_EXERCISE INSTRUCTIONS_
Copy out all lines where "index" appears.

_DATASET SECTION_
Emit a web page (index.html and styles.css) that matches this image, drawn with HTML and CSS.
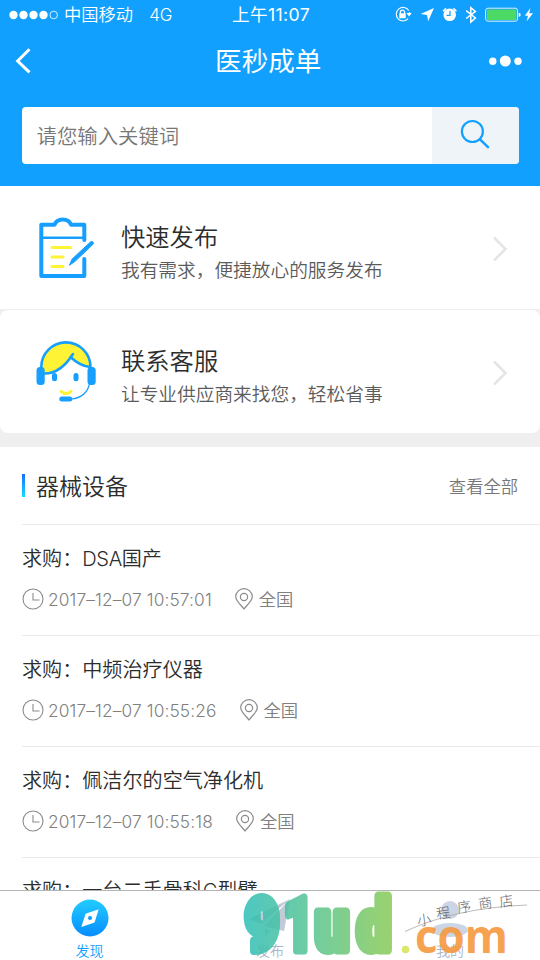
FILE: index.html
```html
<!DOCTYPE html>
<html lang="zh-CN">
<head>
<meta charset="utf-8">
<meta name="viewport" content="width=device-width">
<title>医秒成单</title>
<link rel="stylesheet" href="styles.css">
</head>
<body>
<div class="app">
  <header class="header">
    <div class="status">
      <div class="status-left">
        <svg width="50" height="10" viewBox="0 0 50 10"><g fill="#fff"><circle cx="4.5" cy="5" r="4.2"/><circle cx="14.5" cy="5" r="4.2"/><circle cx="24.5" cy="5" r="4.2"/><circle cx="34.5" cy="5" r="4.2"/></g><circle cx="44.7" cy="5" r="3.8" fill="none" stroke="#fff" stroke-width=".8"/></svg>
        <span class="carrier">中国移动</span><span class="network">4G</span>
      </div>
      <div class="clock">上午11:07</div>
      <svg class="status-icons" width="140" height="22" viewBox="395 4 140 22">
        <g fill="none" stroke="#fff">
          <path d="M408.8 10.5A6.8 6.8 0 1 0 408.2 18.7M409.4 12v3" stroke-width="1.1"/>
          <path d="M400.4 14v-1.7a2.1 2.1 0 0 1 4.2 0V14" stroke-width="1.2"/>
          <path d="M466.2 10.8l9.2 7.4-4.6 4V7.8l4.6 3.8-9.2 7.1" transform="translate(0 -.2)" stroke-width="1.5"/>
          <rect x="485.6" y="8.2" width="32" height="13" rx="2.4" stroke-width="1" stroke="#d9f0ff"/>
        </g>
        <path d="M399.3 13.3h6.4v5h-6.4zM406.4 13h5.4l-2.7 3.5zM434 8l-5.8 13.3-1.2-6.4-6.4-1z" fill="#fff"/>
        <circle cx="449.7" cy="14.8" r="6.3" fill="#fff"/>
        <path d="M443 11.2l3-2.9M456.4 11.2l-3-2.9" stroke="#fff" stroke-width="1.5"/>
        <path d="M450 10.8v4.500h-3.500" fill="none" stroke="#12a0ff" stroke-width="1.2"/>
        <rect x="486.8" y="9.4" width="29.6" height="10.6" rx="1" fill="#4cd964"/>
        <path d="M518.7 12.7q2 0 2 2t-2 2zM530.4 8l-5.5 7.7h3.1l-1.3 5.6 6.3-8h-3.8z" fill="#fff"/>
      </svg>
    </div>
    <div class="nav">
      <svg width="20" height="28" viewBox="0 0 20 28"><path d="M16.500 2.300L4.700 14 16.500 25.300" fill="none" stroke="#fff" stroke-width="3"/></svg>
      <h1 class="nav-title">医秒成单</h1>
      <svg width="34" height="14" viewBox="0 0 34 14" fill="#fff"><circle cx="4.8" cy="7.2" r="3.7"/><circle cx="17.3" cy="7" r="5.5"/><circle cx="30" cy="7.2" r="3.7"/></svg>
    </div>
    <div class="search">
      <span class="placeholder">请您输入关键词</span>
      <div class="search-button"><svg width="34" height="34" viewBox="0 0 34 34" fill="none" stroke="#12a0ff"><circle cx="13.4" cy="13.5" r="10.5" stroke-width="2.2"/><path d="M21 21.4l8 7.8" stroke-width="2.5" stroke-linecap="round"/></svg></div>
    </div>
  </header>

  <section class="actions">
    <div class="action">
      <svg class="action-icon" width="64" height="70" viewBox="34 213 64 70" fill="none" stroke="#169fff" stroke-width="4" stroke-linejoin="round" stroke-linecap="round">
        <path d="M84.300 240V224.700H71c-1-3-3.600-5.200-8.200-5.200s-7.200 2.200-8.200 5.200H41.300V276h43V259"/>
        <path d="M42 237.700h42" stroke-width="2.500"/>
        <path d="M52 247.500h18.500M52 257h11M52 266.500h11" stroke="#fff335" stroke-width="3"/>
        <path d="M90.500 242L91 241.600a1.800 1.800 0 0 1 2.200 2.500L74.500 261.800 69.400 265.200 72 259.300z" fill="#169fff" stroke-width="1"/>
      </svg>
      <div class="action-copy"><h2>快速发布</h2><p>我有需求，便捷放心的服务发布</p></div>
      <svg class="chevron" width="18" height="28" viewBox="0 0 18 28"><path d="M2 2.500L13.500 14 2 25.500" fill="none" stroke="#e5e5e5" stroke-width="2.500"/></svg>
    </div>
    <div class="action second">
      <svg class="action-icon" width="64" height="70" viewBox="34 337 64 70" fill="none" stroke="#169fff" stroke-width="2.600">
        <path d="M41.500 373.500V367a24.500 24.500 0 0 1 49 0Q80 366 70.500 357 59 373.500 41.500 373.500z" fill="#fff335" stroke="none"/>
        <path d="M41.300 372v-5a24.600 24.600 0 0 1 49.200 0v3M43 373.500Q60 374.500 73 354M70.500 357Q80 366 90 367" stroke-linecap="round"/>
        <path d="M89.500 384c-2 8-8 14-18 15" stroke-width="1.200"/>
        <g fill="#169fff" stroke="none"><rect x="36.500" y="367" width="8.200" height="18" rx="3.500"/><rect x="87.500" y="367" width="8.200" height="18" rx="3.500"/><rect x="52" y="373" width="5" height="8.200" rx="2.500"/><rect x="73.500" y="373" width="5" height="8.200" rx="2.500"/><rect x="59.300" y="396.500" width="13" height="5" rx="2.500"/></g>
        <path d="M61 391.300q5 4.500 10 0" stroke="#fff335" stroke-width="3" stroke-linecap="round"/>
      </svg>
      <div class="action-copy"><h2>联系客服</h2><p>让专业供应商来找您，轻松省事</p></div>
      <svg class="chevron" width="18" height="28" viewBox="0 0 18 28"><path d="M2 2.500L13.500 14 2 25.500" fill="none" stroke="#e5e5e5" stroke-width="2.500"/></svg>
    </div>
  </section>

  <svg width="0" height="0" class="symbols">
    <symbol id="clock" viewBox="0 0 22 22"><g fill="none" stroke="#8b8b8b" stroke-width="1.100"><circle cx="11" cy="11" r="10"/><path d="M11 5v7h6.500"/></g></symbol>
    <symbol id="pin" viewBox="0 0 20 22"><g fill="none" stroke="#8b8b8b" stroke-width="1.200"><path d="M10 21C8 18 1.700 13 1.700 8.800a8.300 8.100 0 0 1 16.600 0C18.300 13 12 18 10 21z"/><circle cx="10" cy="9" r="3.600"/></g></symbol>
  </svg>

  <main class="listing">
    <div class="listing-head"><i class="accent"></i><h2>器械设备</h2><span class="more">查看全部</span></div>
    <article class="item"><h3>求购：<span class="latin">DSA</span>国产</h3><div class="meta"><svg class="ic-clock"><use href="#clock"/></svg><span class="date">2017–12–07 10:57:01</span><svg class="ic-pin"><use href="#pin"/></svg><span class="region">全国</span></div></article>
    <article class="item"><h3>求购：中频治疗仪器</h3><div class="meta"><svg class="ic-clock"><use href="#clock"/></svg><span class="date">2017–12–07 10:55:26</span><svg class="ic-pin"><use href="#pin"/></svg><span class="region">全国</span></div></article>
    <article class="item"><h3>求购：佩洁尔的空气净化机</h3><div class="meta"><svg class="ic-clock"><use href="#clock"/></svg><span class="date">2017–12–07 10:55:18</span><svg class="ic-pin"><use href="#pin"/></svg><span class="region">全国</span></div></article>
    <article class="item last"><h3>求购：一台二手骨科C型臂</h3></article>
  </main>

  <nav class="tabs">
    <div class="tab active">
      <svg width="38" height="38" viewBox="0 0 38 38"><defs><linearGradient id="disc" x2="0" y2="1"><stop stop-color="#22ccff"/><stop offset="1" stop-color="#078dff"/></linearGradient></defs><circle cx="19" cy="19" r="18.500" fill="url(#disc)"/><path d="M27.700 10.200L23.500 23.500 10.300 28l4.300-13.300z" fill="#fff"/><circle cx="19" cy="19" r="2" fill="#079fff"/></svg>
      <span>发现</span>
    </div>
    <div class="tab"><svg width="44" height="38" viewBox="0 0 44 38"><path d="M42 0L1 20l12 5zM42 0L16 27l20 5zM17 30v7l6-5z" fill="#c0cad8"/></svg><span>发布</span></div>
    <div class="tab"><svg width="38" height="38" viewBox="0 0 38 38" fill="#ccd5e3"><circle cx="19" cy="11" r="9"/><ellipse cx="19" cy="31" rx="18" ry="7"/></svg><span>我的</span></div>
  </nav>
  <svg class="watermark" width="300" height="76" viewBox="240 884 300 76">
    <defs><linearGradient id="brand" gradientUnits="userSpaceOnUse" x1="243" y1="0" x2="394" y2="0"><stop stop-color="#30bfb8"/><stop offset=".45" stop-color="#58c492"/><stop offset="1" stop-color="#8ccb55"/></linearGradient></defs>
    <g class="brand" font-size="72" stroke-width="9" stroke-linejoin="round" fill="url(#brand)" stroke="url(#brand)">
      <text x="245" y="949.500" textLength="34" lengthAdjust="spacingAndGlyphs">9</text>
      <text x="284" y="949.500" textLength="29" lengthAdjust="spacingAndGlyphs">1</text>
      <text x="315" y="949.500" textLength="34" lengthAdjust="spacingAndGlyphs">u</text>
      <text x="357" y="949.500" textLength="34" lengthAdjust="spacingAndGlyphs">d</text>
    </g>
    <circle cx="405.500" cy="949.500" r="3.800" fill="#dbe76b"/>
    <text class="domain" x="415" y="953" font-size="46" textLength="93" lengthAdjust="spacingAndGlyphs">com</text>
    <path d="M405 931.500Q455 908 527 905" fill="none" stroke="#aaa" stroke-width=".8"/>
    <g class="hand" font-size="14"><text x="418" y="926" transform="rotate(-8 418 926)">小</text><text x="437" y="919" transform="rotate(-8 437 919)">程</text><text x="458" y="913" transform="rotate(-8 458 913)">序</text><text x="479" y="909" transform="rotate(-8 479 909)">商</text><text x="500" y="907" transform="rotate(-8 500 907)">店</text></g>
  </svg>
</div>
</body>
</html>
```
FILE: styles.css
```css
* { box-sizing: border-box; margin: 0; padding: 0; }
body { width: 540px; height: 960px; overflow: hidden; font-family: Inter, "Noto Sans CJK SC", sans-serif; font-weight: 350; color: #2c2c2c; background: #efefef; }
svg { display: block; flex: none; }
h1, h2, h3 { font-weight: 350; white-space: nowrap; }
.app { position: relative; display: flex; flex-direction: column; height: 960px; overflow: hidden; }
.header { flex: none; height: 186px; background: #12a0ff; color: #fff; }
.status { display: grid; grid-template-columns: 200px 140px 1fr; height: 30px; align-items: center; }
.status-left { display: flex; align-items: center; padding-left: 9px; font-size: 17.300px; white-space: nowrap; }
.status span, .clock { line-height: 24px; }
.carrier { margin-left: 5px; }
.status .network { margin-left: 16px; font-size: 17px; }
.clock { padding-left: 2px; text-align: center; font-size: 17.600px; font-weight: 400; white-space: nowrap; letter-spacing: .4px; }
.status-icons { justify-self: end; margin-right: 5px; }
.nav { display: flex; justify-content: space-between; align-items: center; height: 62px; padding: 0 18.500px 0 13px; }
.nav-title { font-size: 26.600px; font-weight: 400; line-height: 36px; margin-left: 16px; }
.search { display: flex; justify-content: space-between; align-items: center; height: 57px; margin: 15px 21.500px 0; padding-left: 15px; border-radius: 4px; background: #fff; overflow: hidden; }
.placeholder { padding-bottom: 2px; font-size: 20.400px; color: #777; }
.search-button { display: flex; align-items: center; justify-content: center; width: 87px; height: 57px; background: #eff4f9; }
.search-button svg { margin: -2px 0 0 2px; }
.actions { flex: none; }
.action { display: flex; align-items: center; height: 123px; padding: 0 30px 0 34px; background: #fff; }
.action.second { margin-top: 1px; border-radius: 8px; }
.action-icon { margin-right: 23px; }
.action-copy { flex: 1; padding-top: 12px; }
.action h2 { font-size: 24.300px; line-height: 34px; }
.action p { font-size: 18.700px; line-height: 34px; color: #5b5b5b; white-space: nowrap; }
.action .chevron { margin-top: 3px; }
.symbols { position: absolute; }
.listing { flex: 1; min-height: 0; margin-top: 14px; padding: 0 22px; overflow: hidden; background: #fff; }
.listing-head { display: flex; align-items: center; height: 77px; }
.accent { width: 3px; height: 23px; background: linear-gradient(#176eff, #16dbff); }
.listing-head h2 { margin-left: 11px; padding-bottom: 2px; font-size: 23px; }
.more { margin-left: auto; font-size: 17.300px; color: #777; }
.item { height: 111px; margin-right: -22px; padding-top: 18px; border-top: 1px solid #eaeaea; }
.item.last { padding-top: 17px; }
.item h3 { font-size: 20.100px; line-height: 32px; }
.latin { letter-spacing: -.4px; }
.meta { display: flex; align-items: center; height: 26px; margin-top: 11px; font-size: 17.300px; color: #808080; }
.date { letter-spacing: .13px; }
.ic-clock { width: 22px; height: 22px; margin-right: 4px; }
.ic-pin { width: 20px; height: 22px; margin: 0 4.500px 0 22.500px; }
.region { padding-bottom: 1px; }
.tabs { flex: none; display: grid; grid-template-columns: repeat(3, 180px); height: 70px; border-top: 1px solid #b5b5b5; background: #fff; }
.tab { display: flex; flex-direction: column; align-items: center; padding-top: 8px; font-size: 14px; line-height: 20px; color: #a9b6c8; }
.tab span { margin-top: 4px; }
.active { padding-right: 1px; color: #129fff; }
.watermark { position: absolute; left: 240px; top: 884px; }
.brand { font-family: Roboto, sans-serif; font-weight: 900; opacity: .86; }
.domain { font-family: "Open Sans", sans-serif; font-weight: 700; fill: #f6993f; opacity: .9; }
.hand { font-family: "Noto Sans CJK SC", sans-serif; font-weight: 300; fill: #666; }
```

_WRITTEN REPLY_
Emit a web page (index.html and styles.css) that matches this image, drawn with HTML and CSS.
FILE: index.html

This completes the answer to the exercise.